Compliance issues need to be addressed with consistency. By involving all parties in compliance issues, managers can create a more integrated, transparent and open working environment. This transformation can only begin by setting a strong, stringent message, right from top to the bottom of the company. Compliance should not be a linear task, but a ripple effect. Those who are waiting for a compliance crisis to push such an initiative to the top of their to-do lists are likely to end up with a compliance function that is inefficient and expensive to maintain.

Bottom line of compliance
Managing compliance properly comes with its own price tag. Organisations need to invest in the latest technology solutions to maintain employment compliance policies.

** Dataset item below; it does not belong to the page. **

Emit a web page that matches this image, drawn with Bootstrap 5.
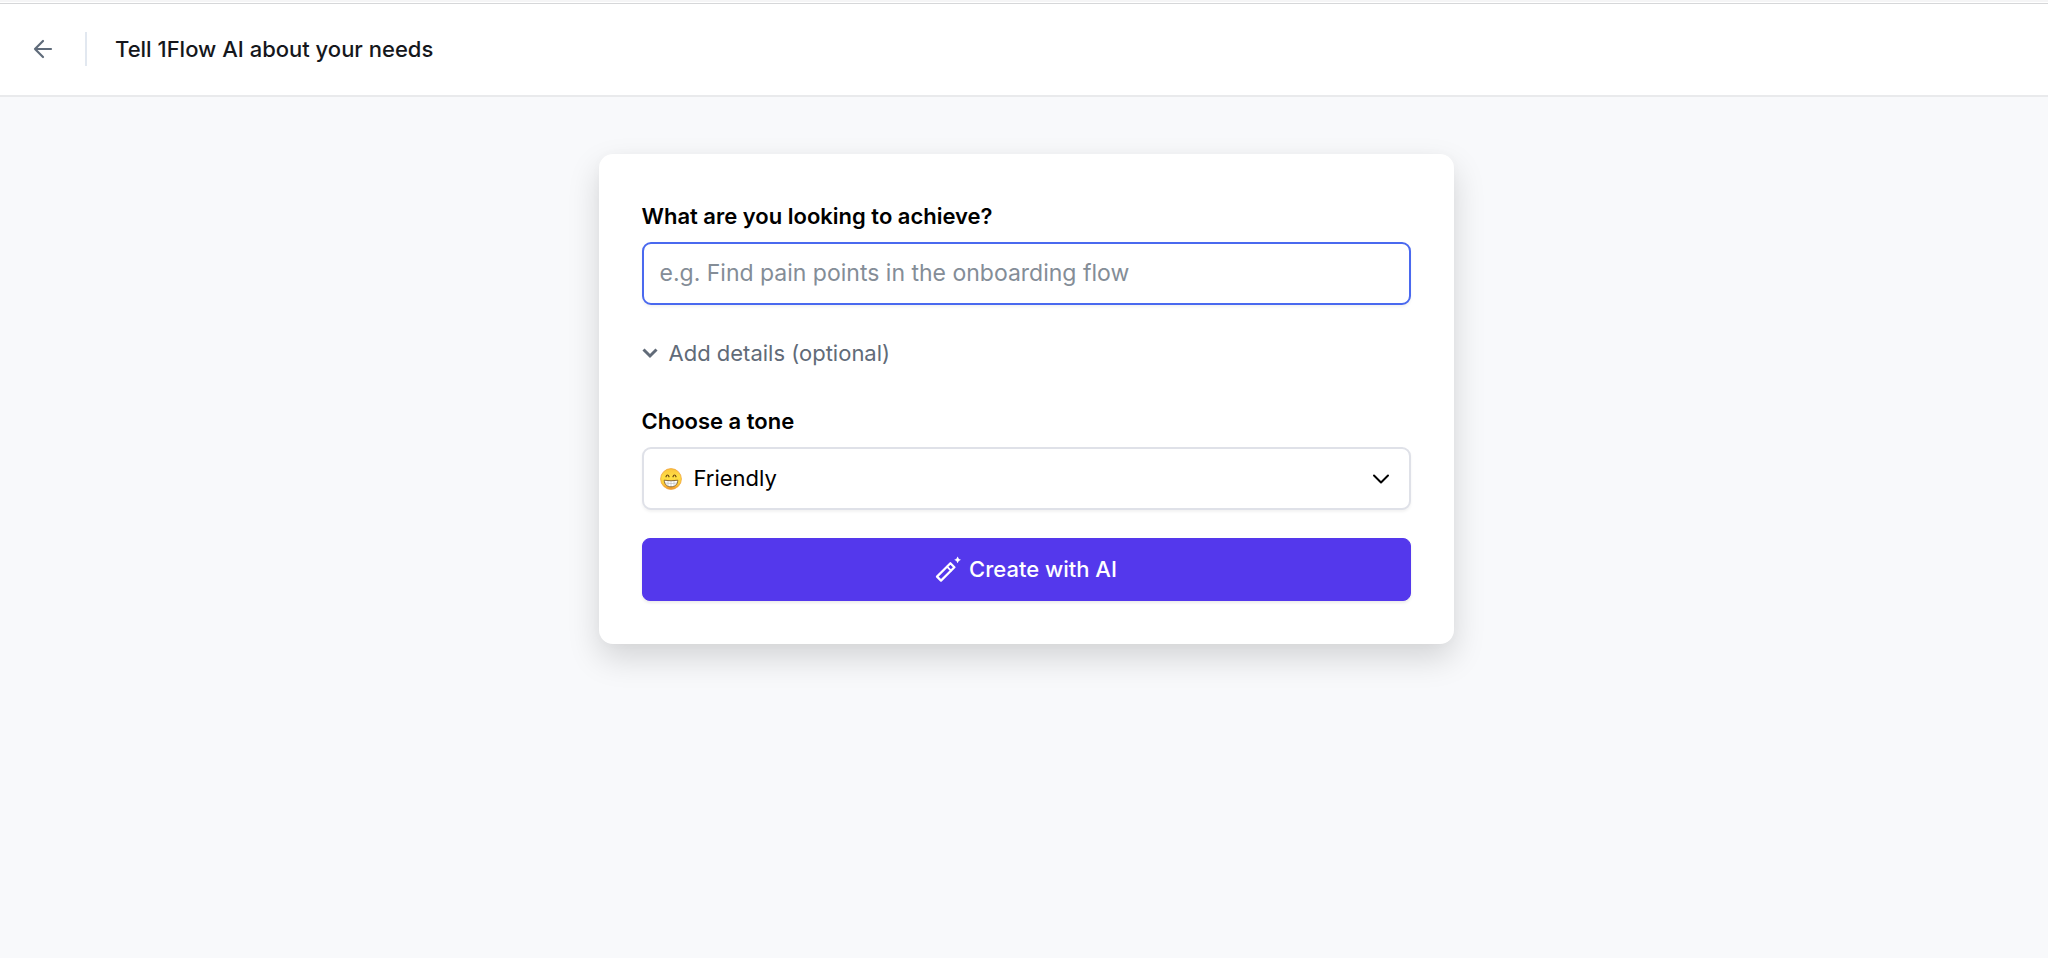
<!DOCTYPE html>
<html lang="en">
<head>
<meta charset="utf-8">
<meta name="viewport" content="width=device-width, initial-scale=1">
<title>Tell 1Flow AI about your needs</title>
<link href="https://cdn.jsdelivr.net/npm/bootstrap@5.3.0/dist/css/bootstrap.min.css" rel="stylesheet">
<style>
  body {
    font-family: Inter, "Liberation Sans", sans-serif;
    font-size: 22px;
    line-height: 32px;
    color: #000;
    background: #f8f9fb;
  }
  .topbar {
    border-top: 1px solid #d6d7d9;
    border-bottom: 2px solid #e9eaec;
    padding: 28px 32px 29px;
    margin-top: 3px;
  }
  .topbar-wrap { box-shadow: inset 0 2px #f5f5f6; }
  .back-link { color: #5f6b7a; }
  .divider { width: 2px; height: 34px; margin: 0 28px 0 31px; background: #e2e8f0; }
  .page-title { font-size: 22px; line-height: 34px; font-weight: 500; color: #15171c; }
  .flow-card {
    max-width: 855px;
    margin-top: 57px;
    padding: 44px 43px 43px;
    border-radius: 14px;
    box-shadow: 0 14px 32px rgba(0, 0, 0, .15), 0 0 12px rgba(0, 0, 0, .02);
  }
  .field-label { font-weight: 600; line-height: 36px; margin-bottom: 8px; }
  .field {
    height: 63px;
    padding: 0 16px 2px;
    font-size: 23px;
    line-height: 32px;
    border: 2px solid #dfe1e8;
    border-radius: 9px;
    color: #000;
    background-color: #fff;
    box-shadow: 0 2px 3px rgba(0, 0, 0, .05);
  }
  .field-goal, .field-goal:focus { border-color: #4a69ef; box-shadow: 0 2px 3px rgba(0, 0, 0, .05); }
  .field-goal::placeholder { color: #848d97; opacity: 1; }
  .field-tone { padding-left: 50px; font-size: 22px; background-image: none; }
  .details-toggle { color: #616b78; font-size: 22px; line-height: 36px; gap: 11px; margin: 30px 0 32px; }
  .tone-emoji { left: 18px; }
  .tone-arrow { right: 21px; }
  .btn-create {
    --bs-btn-color: #fff;
    --bs-btn-bg: #5438ec;
    --bs-btn-border-color: #5438ec;
    --bs-btn-hover-color: #fff;
    --bs-btn-hover-bg: #4629dc;
    height: 63px;
    margin-top: 28px;
    padding: 0 16px 2px;
    font-size: 22px;
    font-weight: 500;
    line-height: 32px;
    border-radius: 8px;
    gap: 8px;
    box-shadow: 0 2px 3px rgba(0, 0, 0, .08);
  }
</style>
</head>
<body class="min-vh-100">
<header class="topbar-wrap bg-white d-flex">
  <div class="topbar d-flex align-items-center flex-grow-1">
    <a href="#" class="back-link d-flex" aria-label="Back">
      <svg width="22" height="22" viewBox="0 0 22 22" fill="none" stroke="currentColor" stroke-width="2.2" stroke-linecap="round" stroke-linejoin="round"><path d="M19 11H3M11 3L3 11l8 8"/></svg>
    </a>
    <div class="divider"></div>
    <h1 class="page-title mb-0">Tell 1Flow AI about your needs</h1>
  </div>
</header>

<main class="container-fluid ps-3">
  <form class="flow-card bg-white mx-auto">
    <label for="goal" class="field-label d-block">What are you looking to achieve?</label>
    <input id="goal" type="text" class="form-control field field-goal" placeholder="e.g. Find pain points in the onboarding flow">

    <button type="button" class="details-toggle btn p-0 border-0 d-flex align-items-center">
      <svg width="16" height="16" viewBox="0 0 16 16" fill="none" stroke="currentColor" stroke-width="3"><path d="M1.500 4.500L8 11 14.500 4.500"/></svg>
      Add details (optional)
    </button>

    <label for="tone" class="field-label d-block">Choose a tone</label>
    <div class="position-relative">
      <select id="tone" class="form-select field field-tone">
        <option>Friendly</option>
      </select>
      <svg class="tone-emoji position-absolute top-50 translate-middle-y pe-none" width="22" height="22" viewBox="0 0 22 22">
        <defs>
          <linearGradient id="face" x1="0" y1="0" x2="0" y2="1"><stop offset="0" stop-color="#fbc43c"/><stop offset=".4" stop-color="#fee045"/><stop offset=".7" stop-color="#fdd03a"/><stop offset="1" stop-color="#f0922a"/></linearGradient>
        </defs>
        <circle cx="11" cy="11" r="10.4" fill="url(#face)" stroke="#f0a238" stroke-width=".8"/>
        <path d="M6 8.800C6.800 6.400 8.200 6.400 9 8.800M13 8.800c.8-2.400 2.200-2.400 3 0" fill="none" stroke="#6b4410" stroke-width="1.200" stroke-linecap="round"/>
        <path d="M4.200 12.200Q11 13.400 17.800 12.200C17.600 16.600 14.800 18.800 11 18.800S4.400 16.600 4.200 12.200Z" fill="#fff" stroke="#7c5a2c" stroke-width=".9"/>
        <path d="M5 15Q11 16.200 17 15M8 12.800v5.200M11 13v5.500M14 12.800v5.200" fill="none" stroke="#a9a9a9" stroke-width=".5"/>
      </svg>
      <svg class="tone-arrow position-absolute top-50 translate-middle-y pe-none" width="18" height="18" viewBox="0 0 18 18" fill="none" stroke="#000" stroke-width="2" stroke-linecap="round" stroke-linejoin="round"><path d="M2 5.500l7 7 7-7"/></svg>
    </div>

    <button type="submit" class="btn btn-create w-100 d-flex align-items-center justify-content-center">
      <svg width="26" height="26" viewBox="0 0 26 26" fill="none" stroke="#fff" stroke-width="2.2" stroke-linejoin="round" stroke-linecap="round">
        <path d="M2 20.600L15.400 7.200 19.400 11.200 6 24.600Z"/>
        <path d="M12 10.600l4 4" stroke-width="1.800"/>
        <path d="M22.600.4q.7 2.700 3.400 3.400-2.700.7-3.400 3.400-.7-2.700-3.400-3.400 2.700-.7 3.400-3.400Z" fill="#fff" stroke="none"/>
      </svg>
      Create with AI
    </button>
  </form>
</main>
<script src="https://cdn.jsdelivr.net/npm/bootstrap@5.3.0/dist/js/bootstrap.bundle.min.js"></script>
</body>
</html>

After the initial investment in the appropriate management tools, companies need to funnel resources into finding, hiring and training employees who specialise in compliance operations management. These employees will play a major role in the elevation of compliance protocols locally and throughout the organisation.

Employees who are well-trained and knowledgeable in industry compliance protocols and procedures should be spread throughout an enterprise. While there are undoubtedly necessary investments into compliance, placing compliance as a priority will ultimately support the bottom line by improving employee engagement, mitigating risk and meeting regulatory protocols.
Compliance costs include those of labour, opportunity cost, as well as the regulator infrastructure. To manage this high cost, every company must have an understanding of the dynamics between total cost of ownership and compliance costs. Companies that select individual solutions for each regulatory challenge will spend much more on the IT portion of compliance projects than those who take a proactive and more integrated approach.
The best way is to combine compliance requirements and build synergistic solutions. The effort saves time and money as well as establishing a framework for responding to future requirements.

Compliance in the GCC

Compliance regulations in the region are largely focused on government policies. Businesses in the GCC are often branches of larger, multinational organisations that are beholden to foreign laws. Maintaining compliance within such a complex system may seem daunting, but will, in the long-term, prevent regulatory action against the organisation and, additionally, will provide a competitive edge within the market. Energy, infrastructure and construction industries in particular need to remain diligent in their application of compliance protocols for factors such as environment, risk and safety.
In addition to labour and immigration laws, commercial law and the Telecommunications Regulatory Authority in the UAE, companies may be obligated to comply with regulations from the UN, the US, and the EU. This may seem daunting for businesses, and keeping updated on new and adapting laws from each originator may seem like an enormous task. In spite of the cumbersome nature of the brief, it is essential that organisations maintain compliance to protect the integrity of their finances and the business as a whole.

Improving compliance
Companies should monitor the total cost of compliance relative to its effectiveness. Higher spending will not necessarily mean a higher level of compliance or reduction of risk. The risks of non-compliance must be communicated clearly to the entire C-level suite and a risk profile should be agreed upon. Compliance should be managed as a programme rather than a project, as regulatory compliance must be a continuous process spread across all departments at all levels. Effective compliance requires organisational support, process control methodology and content control. To control compliance costs, commonality in compliance requirements should be highlighted, using an investment approach for budgeting, and taking complexity out of the system whenever possible.
Privacy and data protection laws, as well as policies that protect confidential information should be top-of-the-line concerns for all organisations. Compliance requires organisations to adopt and implement a variety of costly activities related to process, people and technologies. These activities include ensuring that there are trained staff dedicated to compliance as well as enabling technologies to curtail risk.
In today’s corporate environment, where budget costs and personnel can be limiting factors, communication with the trade compliance department is imperative. This is not only to ensure that the company is protected from instances of regulatory non-compliance, but also to identify business opportunities and bottom-line impacts. Suggestions such as where to manufacture based on the company’s global footprint allow CFOs to leverage the multitude of global free and regional trade agreements, thereby lowering total landed costs on raw materials and finished goods, while providing the company and its customers the competitive advantage of qualifying goods.
Additionally, procurement, purchasing and import planners can benefit from the trade compliance team’s services in determining the appropriate harmonised tariff classification and country of origin for marking products, again demonstrating that the trade compliance department is not a business hindrance, but rather a business accelerator.
Regulatory demands have undoubtedly increased over the years, and as factors such as data and identification become more complex, so too will regulatory protocols. It is imperative for organisations to refocus on regulatory and compliance management now, so that new laws and regulations can be addressed more smoothly in the future. An investment that brings software and human capital in areas such as settlement, credit risk management and IT now may seem like a heavy spend, however, putting regulatory compliance as a priority in the short-term, is sure to have positive long-term results.